Advent, Invent Address F-35 Needs And Look Ahead
By Graham Warwick
Source: Aviation Week & Space Technology
The Invent integrated ground demonstration, meanwhile, is also planned to culminate in 2016, around the time the initial system upgrades developed under Invent Spiral 1 could be finding their way into production F-35s. One of those upgrades, the capability to calculate the F-35's remaining thermal capacity in real time, is at the heart of Invent's drive to move the industry to using dynamic models and away from static specifications.
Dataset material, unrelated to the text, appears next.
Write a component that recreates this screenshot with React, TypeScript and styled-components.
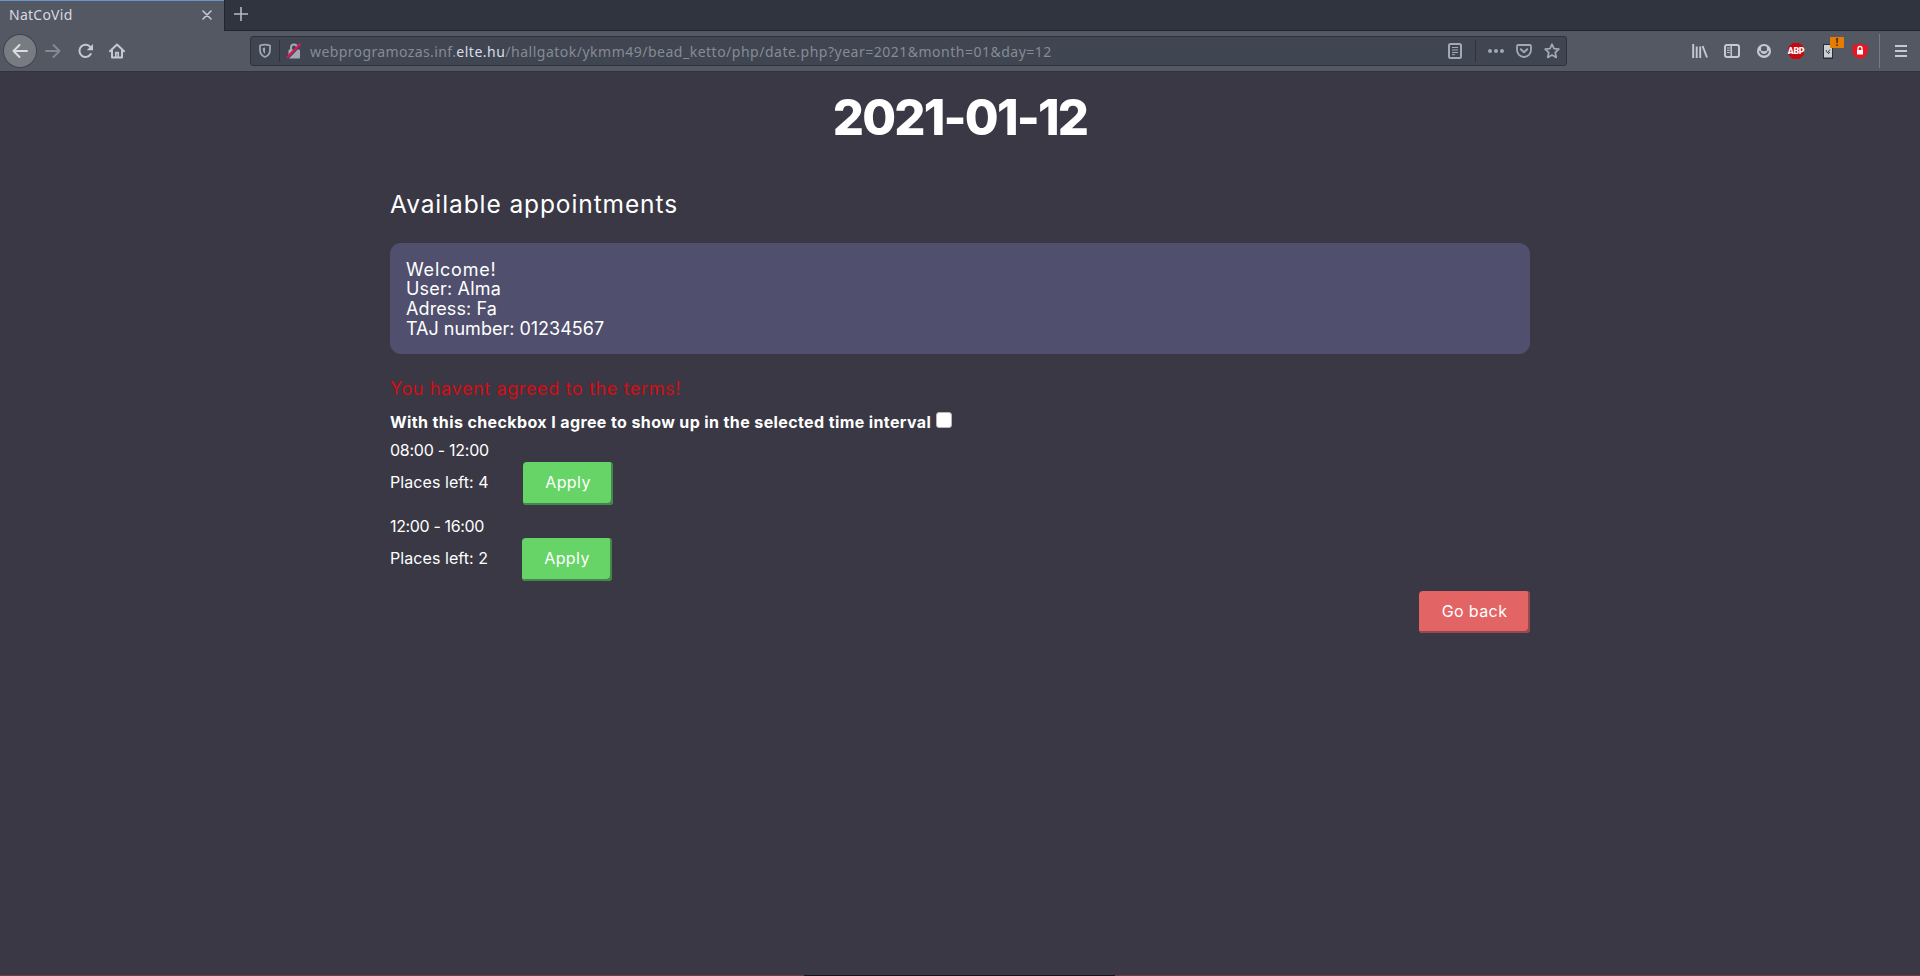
import React from 'react';
import styled, { createGlobalStyle } from 'styled-components';

const GlobalStyle = createGlobalStyle`
  * { box-sizing: border-box; }
  body { margin: 0; background: #393844; overflow: hidden; }
  svg { display: block; flex: none; }
`;

const Window = styled.div`
  display: flex;
  flex-direction: column;
  width: 1920px;
  height: 976px;
  background: #393844;
  color: #fff;
  font-family: Inter, sans-serif;
`;

/* Browser chrome */
const TabBar = styled.div`
  display: flex;
  height: 31px;
  flex: none;
  background: #545862;
`;

const Tab = styled.div`
  display: flex;
  align-items: center;
  justify-content: space-between;
  width: 224px;
  padding: 0 12px 3px 9px;
  border-top: 1px solid #6a93cc;
  color: #d3dae3;
  font: 14px "Noto Sans", sans-serif;
  letter-spacing: 0.25px;
`;

const TabStrip = styled.div`
  flex: 1;
  display: flex;
  align-items: center;
  padding: 0 0 2px 9px;
  background: #2f343f;
  border-left: 1px solid #22252e;
  border-bottom: 1px solid #22252e;
`;

const NavBar = styled.div`
  display: flex;
  align-items: center;
  height: 41px;
  flex: none;
  padding: 0 3px 0 4px;
  background: #545862;
  border-bottom: 1px solid #31343f;
`;

const NavSlot = styled.div<{ $width?: number }>`
  position: relative;
  display: flex;
  align-items: center;
  justify-content: center;
  width: ${(p) => p.$width ?? 32}px;
  height: 32px;
  flex: none;
`;

const BackButton = styled(NavSlot)`
  border-radius: 50%;
  background: #787c82;
  box-shadow: 0 0 0 1px #42454e;
`;

const UrlBar = styled.div`
  display: flex;
  align-items: center;
  width: 1317px;
  height: 30px;
  margin-left: 118px;
  border: 1px solid #2d313b;
  border-radius: 3px;
  background: #404552;
`;

const UrlDivider = styled.span<{ $gap?: number }>`
  width: 1px;
  height: 22px;
  margin-right: ${(p) => p.$gap ?? 0}px;
  background: #2d323d;
`;

const Address = styled.div`
  flex: 1;
  margin-left: 2px;
  padding-top: 1px;
  color: #868b94;
  font: 14px/20px "Noto Sans", sans-serif;
  letter-spacing: 0.5px;
  white-space: nowrap;
`;

const Subdomain = styled.span`
  letter-spacing: 0.39px;
`;

const Domain = styled.span`
  color: #d8dee8;
`;

const Toolbar = styled.div`
  display: flex;
  align-items: center;
  margin-left: auto;
`;

const ToolbarDivider = styled.span`
  width: 1px;
  height: 34px;
  margin: 0 5px 0 3px;
  background: #787b84;
`;

const Badge = styled.span`
  position: absolute;
  top: 2px;
  left: 18px;
  width: 14px;
  height: 11px;
  border-radius: 1px;
  background: #e77c05;
  color: #432805;
  font: bold 10px/11px "Noto Sans", sans-serif;
  text-align: center;
`;

/* Page */
const Page = styled.main`
  display: flex;
  flex-direction: column;
  flex: 1;
  width: 1140px;
  margin: 0 auto;
  padding-top: 16px;
`;

const Title = styled.h1`
  margin: 0;
  text-align: center;
  font-size: 49px;
  font-weight: 800;
  line-height: 60px;
  letter-spacing: -1.8px;
`;

const Subtitle = styled.h2`
  margin: 41px 0 24px;
  font-size: 24.5px;
  font-weight: 400;
  line-height: 30px;
  letter-spacing: 0.9px;
`;

const UserCard = styled.section`
  height: 111px;
  padding: 16.6px 16px 0;
  border-radius: 11px;
  background: #504f6d;
  font-size: 18px;
  line-height: 19.8px;
`;

const UserLine = styled.div<{ $tracking: number }>`
  letter-spacing: ${(p) => p.$tracking}px;
`;

const ErrorText = styled.p`
  margin: 25px 0 11px;
  color: #d60c12;
  font-size: 18px;
  line-height: 20px;
  letter-spacing: 0.62px;
`;

const Terms = styled.label`
  display: flex;
  height: 24px;
  font-size: 16px;
  font-weight: 700;
  line-height: 24px;
  letter-spacing: 0.39px;
  white-space: nowrap;
`;

const Checkbox = styled.input`
  appearance: none;
  width: 16px;
  height: 16px;
  margin: 2px 0 0 5px;
  border: 1px solid #b5b5ba;
  border-radius: 3px;
  background: #fff;
`;

const Slot = styled.section`
  margin-top: 4px;
  font-size: 16px;
  line-height: 24px;
  & + & { margin-top: 9px; }
`;

const SlotTime = styled.div<{ $tracking: number }>`
  letter-spacing: ${(p) => p.$tracking}px;
`;

const SlotRow = styled.div`
  display: flex;
  align-items: center;
  height: 43px;
`;

const Places = styled.span<{ $width: number }>`
  width: ${(p) => p.$width}px;
  margin-bottom: 3px;
  letter-spacing: 0.07px;
`;

const Button = styled.button<{ $kind: 'apply' | 'back' }>`
  width: ${(p) => (p.$kind === 'apply' ? 90 : 111)}px;
  height: ${(p) => (p.$kind === 'apply' ? 43 : 42)}px;
  padding: 0 0 ${(p) => (p.$kind === 'apply' ? 3 : 2)}px;
  border: 0;
  border-radius: 4px;
  background: ${(p) => (p.$kind === 'apply' ? '#66d466' : '#e26464')};
  box-shadow: inset -2px -2px 0 ${(p) => (p.$kind === 'apply' ? '#43884a' : '#934950')};
  color: #fff;
  font: 400 16px/24px Inter, sans-serif;
  letter-spacing: 0.4px;
`;

const Actions = styled.div`
  display: flex;
  justify-content: flex-end;
  margin-top: 10px;
`;

const BottomEdge = styled.footer`
  display: grid;
  grid-template-columns: 804px 311px 1fr;
  height: 1px;
  flex: none;
  background: #6b3f3b;
`;

const EdgeGap = styled.span`
  grid-column: 2;
  background: #15131f;
`;

const Icon = ({ w = 16, h = 16, color = '#c3c9d6', children }: { w?: number; h?: number; color?: string; children: React.ReactNode }) => (
  <svg width={w} height={h} viewBox={`0 0 ${w} ${h}`} fill="none" stroke={color} strokeWidth="2" strokeLinecap="round" strokeLinejoin="round">
    {children}
  </svg>
);

const users: [string, number][] = [
  ['Welcome!', 0.78],
  ['User: Alma', 0.2],
  ['Adress: Fa', 0.1],
  ['TAJ number: 01234567', 0],
];

const slots = [
  { time: '08:00 - 12:00', tracking: -0.26, places: 4, width: 133 },
  { time: '12:00 - 16:00', tracking: -0.36, places: 2, width: 132 },
];

export default function App() {
  return (
    <Window>
      <GlobalStyle />
      <TabBar>
        <Tab>
          NatCoVid
          <Icon w={10} h={10}><path d="M1 1l8 8M9 1l-8 8" strokeWidth="1.6" /></Icon>
        </Tab>
        <TabStrip>
          <Icon w={14} h={14} color="#b5bac4"><path d="M7 0v14M0 7h14" strokeWidth="1.6" strokeLinecap="butt" /></Icon>
        </TabStrip>
      </TabBar>
      <NavBar>
        <BackButton>
          <Icon color="#d9dce2"><path d="M15 8H1.5M7.5 2l-6 6 6 6" /></Icon>
        </BackButton>
        <NavSlot $width={34}>
          <Icon color="#858992"><path d="M1 8h13.5M8.5 2l6 6-6 6" /></Icon>
        </NavSlot>
        <NavSlot $width={31}>
          <Icon><path d="M12.8 11A6.1 6.1 0 1 1 12.4 4.2" /><path d="M15 1v6.200H8.800z" fill="#c3c9d6" stroke="none" /></Icon>
        </NavSlot>
        <NavSlot $width={31}>
          <Icon><path d="M1 8.200L8 1.500l7 6.700M3 7.500V14.500h10V7.500" /><path d="M6.800 14V9.500h2.400V14" strokeWidth="1.7" /></Icon>
        </NavSlot>
        <UrlBar>
          <NavSlot $width={28}>
            <Icon w={14} h={16} color="#a2a8b4"><path d="M2 2.500Q7 .8 12 2.500V7q0 5-5 7-5-2-5-7z" strokeWidth="1.7" /><path d="M7 4.500v6.500Q4.800 9.200 4.800 7V4.900z" fill="#a2a8b4" stroke="none" /></Icon>
          </NavSlot>
          <UrlDivider />
          <NavSlot $width={28}>
            <Icon w={16} h={16} color="#a2a8b4">
              <path d="M5 7V4.500a3 3 0 0 1 6 0V7" />
              <rect x="2.5" y="6.5" width="11.5" height="9" rx="1" fill="#a2a8b4" stroke="none" />
              <path d="M2.500 15L15 2" stroke="#404552" strokeWidth="1.5" />
              <path d="M1.500 14L14 1.200" stroke="#dd1650" strokeWidth="2.2" />
            </Icon>
          </NavSlot>
          <Address>
            <Subdomain>webprogramozas.inf.</Subdomain>
            <Domain>elte.hu</Domain>
            /hallgatok/ykmm49/bead_ketto/php/date.php?year=2021&amp;month=01&amp;day=12
          </Address>
          <NavSlot $width={40}>
            <Icon w={14} h={16} color="#a2a8b4"><rect x="1" y="1" width="12" height="14" rx="1.5" /><path d="M4 4.500h6M4 7h6M4 9.500h6M4 11.700h3" strokeWidth="1" strokeLinecap="butt" /></Icon>
          </NavSlot>
          <UrlDivider $gap={6} />
          <NavSlot $width={28}>
            <Icon color="#a2a8b4"><g fill="#a2a8b4" stroke="none"><circle cx="2" cy="8" r="2" /><circle cx="8" cy="8" r="2" /><circle cx="14" cy="8" r="2" /></g></Icon>
          </NavSlot>
          <NavSlot $width={28}>
            <Icon color="#a2a8b4"><path d="M2.200 2h11.600q1.200 0 1.200 1.200V7A7 7 0 0 1 1 7V3.200Q1 2 2.200 2z" strokeWidth="1.8" /><path d="M4.800 6.200L8 9.300l3.200-3.100" /></Icon>
          </NavSlot>
          <NavSlot $width={28}>
            <Icon color="#a2a8b4"><path d="M8 1.200l2 4.500 4.900.5-3.700 3.300 1.100 4.900L8 11.900l-4.300 2.500 1.100-4.900L1.100 6.200 6 5.700z" strokeWidth="1.7" /></Icon>
          </NavSlot>
        </UrlBar>
        <Toolbar>
          <NavSlot>
            <Icon><path d="M1.200 1v14M4.700 3.500V15M8.200 3.500V15M10.600 3L15 14.500" strokeWidth="1.9" strokeLinecap="butt" /></Icon>
          </NavSlot>
          <NavSlot>
            <Icon><rect x="1" y="2" width="14" height="12" rx="2" /><path d="M7.200 2v12" strokeWidth="1.5" /><path d="M3 5h2.800M3 7.300h2.800M3 9.600h2.800" strokeWidth="1" strokeLinecap="butt" /></Icon>
          </NavSlot>
          <NavSlot>
            <Icon w={14} h={14}>
              <circle cx="7" cy="7" r="7" fill="#c3c9d6" stroke="none" />
              <path d="M4.200 2.800Q7 1.200 9.800 2.800L10 6.500Q8.500 7.200 7 7.200T4 6.500z" fill="#545862" stroke="none" />
              <path d="M2.800 7.500Q3.600 10.700 7 10.700t4.200-3.200" stroke="#545862" strokeWidth="1.4" />
            </Icon>
          </NavSlot>
          <NavSlot>
            <svg width="18" height="16" viewBox="0 0 18 16">
              <path d="M5.500 0h7L17 4.500v7L12.500 16h-7L1 11.500v-7z" fill="#c60811" />
              <text x="9" y="11.1" fill="#fff" fontFamily="Roboto, sans-serif" fontWeight="900" fontSize="8.8" textAnchor="middle" letterSpacing="-.3">ABP</text>
            </svg>
          </NavSlot>
          <NavSlot>
            <svg width="10" height="15" viewBox="0 0 10 15">
              <path d="M0 0h10v15H0z" fill="#2b2e36" />
              <path d="M1 1h8v12.500H1z" fill="#c9d1d4" />
              <path d="M3 6l1.500 3L7 5.500M5 10l2-2" stroke="#454b53" fill="none" />
            </svg>
            <Badge>!</Badge>
          </NavSlot>
          <NavSlot>
            <svg width="16" height="16" viewBox="0 0 16 16">
              <path d="M.5 2.200Q5 2.500 8 0q3 2.500 7.500 2.200V8q0 5-7.500 8Q.5 13 .5 8z" fill="#ec1420" />
              <path d="M6 7V5.500a2 2 0 0 1 4 0V7" fill="none" stroke="#fff" strokeWidth="1.3" />
              <path d="M5 7h6v4.500H5z" fill="#fff" />
            </svg>
          </NavSlot>
          <ToolbarDivider />
          <NavSlot>
            <Icon w={12} h={14}><path d="M0 2h12M0 7h12M0 12h12" strokeLinecap="butt" /></Icon>
          </NavSlot>
        </Toolbar>
      </NavBar>
      <Page>
        <Title>2021-01-12</Title>
        <Subtitle>Available appointments</Subtitle>
        <UserCard>
          {users.map(([text, tracking]) => (
            <UserLine key={text} $tracking={tracking}>{text}</UserLine>
          ))}
        </UserCard>
        <ErrorText>You havent agreed to the terms!</ErrorText>
        <Terms>
          With this checkbox I agree to show up in the selected time interval
          <Checkbox type="checkbox" />
        </Terms>
        {slots.map((slot) => (
          <Slot key={slot.time}>
            <SlotTime $tracking={slot.tracking}>{slot.time}</SlotTime>
            <SlotRow>
              <Places $width={slot.width}>Places left: {slot.places}</Places>
              <Button $kind="apply">Apply</Button>
            </SlotRow>
          </Slot>
        ))}
        <Actions>
          <Button $kind="back">Go back</Button>
        </Actions>
      </Page>
      <BottomEdge><EdgeGap /></BottomEdge>
    </Window>
  );
}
Being developed under a Phase 2 small-business innovative research contract with PC Krause and Associates, the real-time thermal capacity algorithm “will allow the pilot to know if he is adding heat to the fuel versus cooling it, to know if he is jeopardizing the mission,” says Sam Septembre, a senior analyst with the Navy's futures branch. If too much heat is being added, the pilot could climb to a higher altitude to let the fuel cool down. The capability could be in the aircraft within 3-4 years, he says.
Initially the algorithm, derived from detailed models of the F-35 thermal-management system and designed to adapt to changing environmental and mission conditions, would be used in the preflight mission planning system. Later the aircraft fuel tank would be instrumented and a gauge in the cockpit would show if heat is being added or rejected, allowing the pilot to take an active role in thermal management.
Spinning technologies off to the F-35 while continuing toward development of an energy-efficient, sixth-generation fighter with high-power capacity and no thermal constraints will be key to sustaining industry's capabilities over the next decade. Without a “meaningful opportunity for leading-edge design, build and test,” says Kendall in his memo, the U.S. capability to design high-performance aircraft “will not be preserved, and our technological advantage in [air dominance] will not endure.”